By 12:30 a.m., four MTA buses had carried off the crowd on the north side of Security Boulevard, but some kids remained in the parking lot of a strip mall. A few stragglers headed off in different directions.

Inside the rink, the cleanup had begun.

Chanel Holmes, a 16-year-old Polytechnic Institute student who socializes and volunteers at the rink, said it would be important for the rink to stay open because many teens need a place to unwind after a week at school.

"You feel safe here," she said, adding that most of the "chaos" people hear about in relation to Skateworks happens "around the corner" and not inside the building. Nor, she suggested, is the trouble necessarily caused by people who go to the rink.

"They assume it's us causing the problems," she said, because Skateworks "has the most teenagers."

Wilson, the rink's co-owner, said that "predetermined attitudes" might be partly responsible for Skateworks' troubled reputation.

"There are not too many situations in Baltimore County where large groups of African-Americans congregate and then let out all at the same time," he said. "I don't think the county has another black-owned business of this size."

He compared the situation to a town suddenly getting a baseball team that lets out spectators all at the same time.
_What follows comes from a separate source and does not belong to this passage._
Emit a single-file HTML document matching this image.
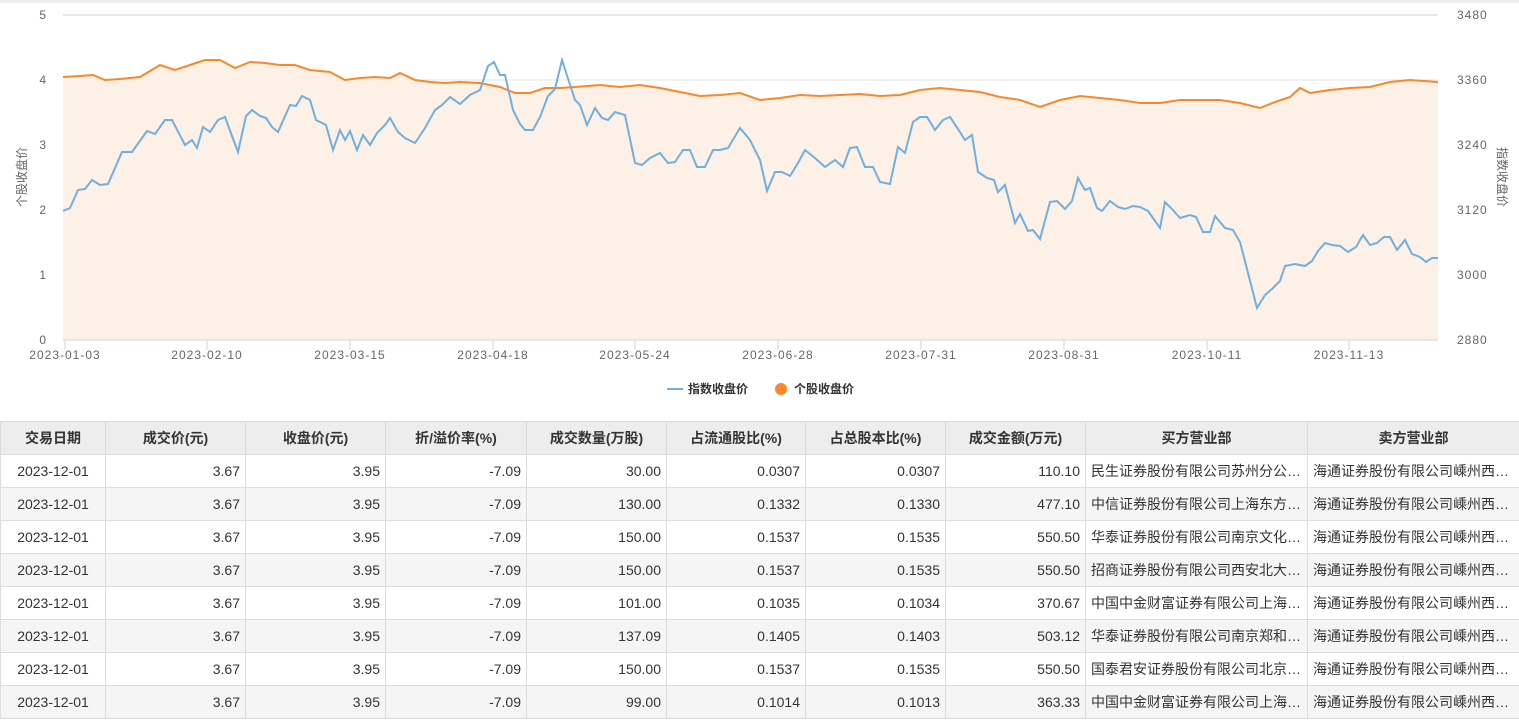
<!DOCTYPE html>
<html><head><meta charset="utf-8"><style>
body{margin:0;width:1519px;height:722px;overflow:hidden;background:#fff;font-family:"Liberation Sans","Noto Sans CJK SC",sans-serif;}
.top{position:absolute;left:0;top:0;width:1519px;height:3px;background:#eee}
svg{position:absolute;left:0;top:0}
table{position:absolute;left:0;top:421px;width:1519px;border-collapse:collapse;font-size:14px;color:#333;table-layout:fixed}
td,th{border:1px solid #ddd;height:32px;padding:0 5px;white-space:nowrap;overflow:hidden;text-overflow:ellipsis}
th{background:#ededed;font-weight:bold;text-align:center}
td{text-align:right}
td:first-child{text-align:center}
td.l{text-align:left}
tr:nth-child(odd) td{background:#f5f5f5}
</style></head><body>
<div class="top"></div>
<svg width="1519" height="420" font-family="Liberation Sans, Noto Sans CJK SC, sans-serif">
<g stroke="#e6e6e6" stroke-width="1">
<line x1="63" y1="15" x2="1438" y2="15" stroke="#e8e8e8" stroke-width="2"/>
<line x1="63" y1="80" x2="1438" y2="80"/><line x1="63" y1="145" x2="1438" y2="145"/>
<line x1="63" y1="210" x2="1438" y2="210"/><line x1="63" y1="275" x2="1438" y2="275"/>
</g>
<polygon fill="#fdf0e6" points="63,340 63,77 80,76 93,75 105,80 120,79 140,77 160,65 175,70 190,65 205,60 220,60 235,68 250,62 265,63 280,65 295,65 310,70 330,72 345,80 360,78 375,77 390,78 400,73 415,80 430,82 445,83 460,82 480,83 500,87 515,93 530,93 545,88 560,88 575,87 600,85 620,87 640,85 660,88 680,92 700,96 720,95 740,93 760,100 780,98 800,95 820,96 840,95 860,94 880,96 900,95 920,90 940,88 960,90 980,92 1000,97 1020,100 1040,107 1060,100 1080,96 1100,98 1120,100 1140,103 1160,103 1180,100 1200,100 1220,100 1240,103 1260,108 1275,102 1290,97 1300,88 1310,93 1330,90 1350,88 1370,87 1390,82 1410,80 1438,82 1438,340"/>
<polyline fill="none" stroke="#f7892b" stroke-width="2" points="63,77 80,76 93,75 105,80 120,79 140,77 160,65 175,70 190,65 205,60 220,60 235,68 250,62 265,63 280,65 295,65 310,70 330,72 345,80 360,78 375,77 390,78 400,73 415,80 430,82 445,83 460,82 480,83 500,87 515,93 530,93 545,88 560,88 575,87 600,85 620,87 640,85 660,88 680,92 700,96 720,95 740,93 760,100 780,98 800,95 820,96 840,95 860,94 880,96 900,95 920,90 940,88 960,90 980,92 1000,97 1020,100 1040,107 1060,100 1080,96 1100,98 1120,100 1140,103 1160,103 1180,100 1200,100 1220,100 1240,103 1260,108 1275,102 1290,97 1300,88 1310,93 1330,90 1350,88 1370,87 1390,82 1410,80 1438,82"/>
<polyline fill="none" stroke="#6fb0e0" stroke-width="2" points="63,211 70,208 78,190 85,189 92,180 100,185 108,184 122,152 132,152 147,131 155,134 165,120 172,120 185,145 192,140 197,148 203,127 210,132 218,120 225,117 232,136 238,152 246,116 252,110 260,116 266,118 272,127 278,132 290,105 296,106 302,96 310,100 316,120 326,125 333,150 340,130 345,140 350,131 357,150 363,135 370,145 377,133 385,125 390,118 398,132 405,138 415,143 425,128 435,110 442,105 450,97 460,104 470,95 480,90 488,66 494,62 500,75 505,75 513,110 520,124 525,130 533,130 540,117 548,96 555,89 562,60 575,100 580,105 587,125 595,108 602,118 608,120 615,112 625,115 635,163 642,165 650,158 660,153 668,163 675,162 683,150 690,150 697,167 705,167 713,150 720,150 728,148 740,128 750,140 760,160 767,191 775,172 782,172 790,176 798,163 805,150 815,158 825,167 835,160 843,167 850,148 857,147 865,167 873,167 880,182 890,184 898,147 905,153 913,122 920,117 927,117 935,130 943,120 950,117 958,129 965,140 972,135 978,172 987,178 994,180 998,192 1005,185 1015,223 1020,214 1028,231 1033,230 1040,239 1050,202 1057,201 1065,209 1072,201 1078,178 1085,190 1090,188 1097,208 1102,211 1110,201 1118,207 1125,209 1133,206 1140,207 1148,211 1160,228 1165,202 1172,209 1180,218 1190,215 1196,217 1203,232 1210,232 1215,216 1225,228 1233,230 1240,242 1248,273 1257,308 1265,295 1272,289 1280,281 1285,266 1295,264 1305,266 1312,261 1318,251 1325,243 1332,245 1340,246 1348,252 1356,247 1363,235 1370,245 1377,243 1384,237 1390,237 1397,250 1405,240 1412,254 1420,257 1426,262 1432,258 1438,258"/>
<line x1="63" y1="340" x2="1438" y2="340" stroke="#ccd6eb"/>
<g stroke="#ccd6eb"><line x1="65" y1="340" x2="65" y2="350"/><line x1="207" y1="340" x2="207" y2="350"/><line x1="350" y1="340" x2="350" y2="350"/><line x1="493" y1="340" x2="493" y2="350"/><line x1="635" y1="340" x2="635" y2="350"/><line x1="778" y1="340" x2="778" y2="350"/><line x1="921" y1="340" x2="921" y2="350"/><line x1="1064" y1="340" x2="1064" y2="350"/><line x1="1207" y1="340" x2="1207" y2="350"/><line x1="1349" y1="340" x2="1349" y2="350"/></g>
<g font-size="12" fill="#666" text-anchor="end"><text x="46" y="19">5</text><text x="46" y="84">4</text><text x="46" y="149">3</text><text x="46" y="214">2</text><text x="46" y="279">1</text><text x="46" y="344">0</text></g>
<g font-size="12" fill="#666" letter-spacing="1"><text x="1457" y="19">3480</text><text x="1457" y="84">3360</text><text x="1457" y="149">3240</text><text x="1457" y="214">3120</text><text x="1457" y="279">3000</text><text x="1457" y="344">2880</text></g>
<g font-size="12" fill="#666" text-anchor="middle" letter-spacing="1"><text x="65" y="359">2023-01-03</text><text x="207" y="359">2023-02-10</text><text x="350" y="359">2023-03-15</text><text x="493" y="359">2023-04-18</text><text x="635" y="359">2023-05-24</text><text x="778" y="359">2023-06-28</text><text x="921" y="359">2023-07-31</text><text x="1064" y="359">2023-08-31</text><text x="1207" y="359">2023-10-11</text><text x="1349" y="359">2023-11-13</text></g>
<text transform="translate(26,177) rotate(-90)" font-size="12" fill="#666" text-anchor="middle">个股收盘价</text>
<text transform="translate(1498,177) rotate(90)" font-size="12" fill="#666" text-anchor="middle">指数收盘价</text>
<line x1="667" y1="389" x2="683" y2="389" stroke="#6fb0e0" stroke-width="2"/>
<text x="688" y="393" font-size="12" font-weight="bold" fill="#333">指数收盘价</text>
<circle cx="781" cy="389" r="6" fill="#f7892b"/>
<text x="794" y="393" font-size="12" font-weight="bold" fill="#333">个股收盘价</text>
</svg>
<table>
<colgroup><col style="width:105px"><col style="width:140px"><col style="width:140px"><col style="width:141px"><col style="width:140px"><col style="width:139px"><col style="width:140px"><col style="width:140px"><col style="width:222px"><col style="width:212px"></colgroup>
<tr><th>交易日期</th><th>成交价(元)</th><th>收盘价(元)</th><th>折/溢价率(%)</th><th>成交数量(万股)</th><th>占流通股比(%)</th><th>占总股本比(%)</th><th>成交金额(万元)</th><th>买方营业部</th><th>卖方营业部</th></tr>
<tr><td>2023-12-01</td><td>3.67</td><td>3.95</td><td>-7.09</td><td>30.00</td><td>0.0307</td><td>0.0307</td><td>110.10</td><td class="l">民生证券股份有限公司苏州分公司证券营业部</td><td class="l">海通证券股份有限公司嵊州西路证券营业部</td></tr>
<tr><td>2023-12-01</td><td>3.67</td><td>3.95</td><td>-7.09</td><td>130.00</td><td>0.1332</td><td>0.1330</td><td>477.10</td><td class="l">中信证券股份有限公司上海东方路证券营业部</td><td class="l">海通证券股份有限公司嵊州西路证券营业部</td></tr>
<tr><td>2023-12-01</td><td>3.67</td><td>3.95</td><td>-7.09</td><td>150.00</td><td>0.1537</td><td>0.1535</td><td>550.50</td><td class="l">华泰证券股份有限公司南京文化路证券营业部</td><td class="l">海通证券股份有限公司嵊州西路证券营业部</td></tr>
<tr><td>2023-12-01</td><td>3.67</td><td>3.95</td><td>-7.09</td><td>150.00</td><td>0.1537</td><td>0.1535</td><td>550.50</td><td class="l">招商证券股份有限公司西安北大街证券营业部</td><td class="l">海通证券股份有限公司嵊州西路证券营业部</td></tr>
<tr><td>2023-12-01</td><td>3.67</td><td>3.95</td><td>-7.09</td><td>101.00</td><td>0.1035</td><td>0.1034</td><td>370.67</td><td class="l">中国中金财富证券有限公司上海分公司</td><td class="l">海通证券股份有限公司嵊州西路证券营业部</td></tr>
<tr><td>2023-12-01</td><td>3.67</td><td>3.95</td><td>-7.09</td><td>137.09</td><td>0.1405</td><td>0.1403</td><td>503.12</td><td class="l">华泰证券股份有限公司南京郑和路证券营业部</td><td class="l">海通证券股份有限公司嵊州西路证券营业部</td></tr>
<tr><td>2023-12-01</td><td>3.67</td><td>3.95</td><td>-7.09</td><td>150.00</td><td>0.1537</td><td>0.1535</td><td>550.50</td><td class="l">国泰君安证券股份有限公司北京分公司</td><td class="l">海通证券股份有限公司嵊州西路证券营业部</td></tr>
<tr><td>2023-12-01</td><td>3.67</td><td>3.95</td><td>-7.09</td><td>99.00</td><td>0.1014</td><td>0.1013</td><td>363.33</td><td class="l">中国中金财富证券有限公司上海分公司</td><td class="l">海通证券股份有限公司嵊州西路证券营业部</td></tr>
</table>
</body></html>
"We have to put in systems that will work," he said. "That requires cooperation from everybody, including our patrons. If we can't do this, then we should have a serious discussion about what community means and whether police understand these children. In some cases, I think they have predetermined that these kids are about bad things."

Wilson said he was somewhat encouraged that "the police and the county are offering us middle ground." He and his partners expect to hire four off-duty police officers to provide more security, and they will use the proposed 90-day probationary period to alleviate closing-time problems.

He will also ask the police to consider opening a Police Athletic League center at Skateworks.

"We want to establish a great working relationship with the police," Wilson said. "This should not be antagonistic. There are ways to have a large crowd without having problems."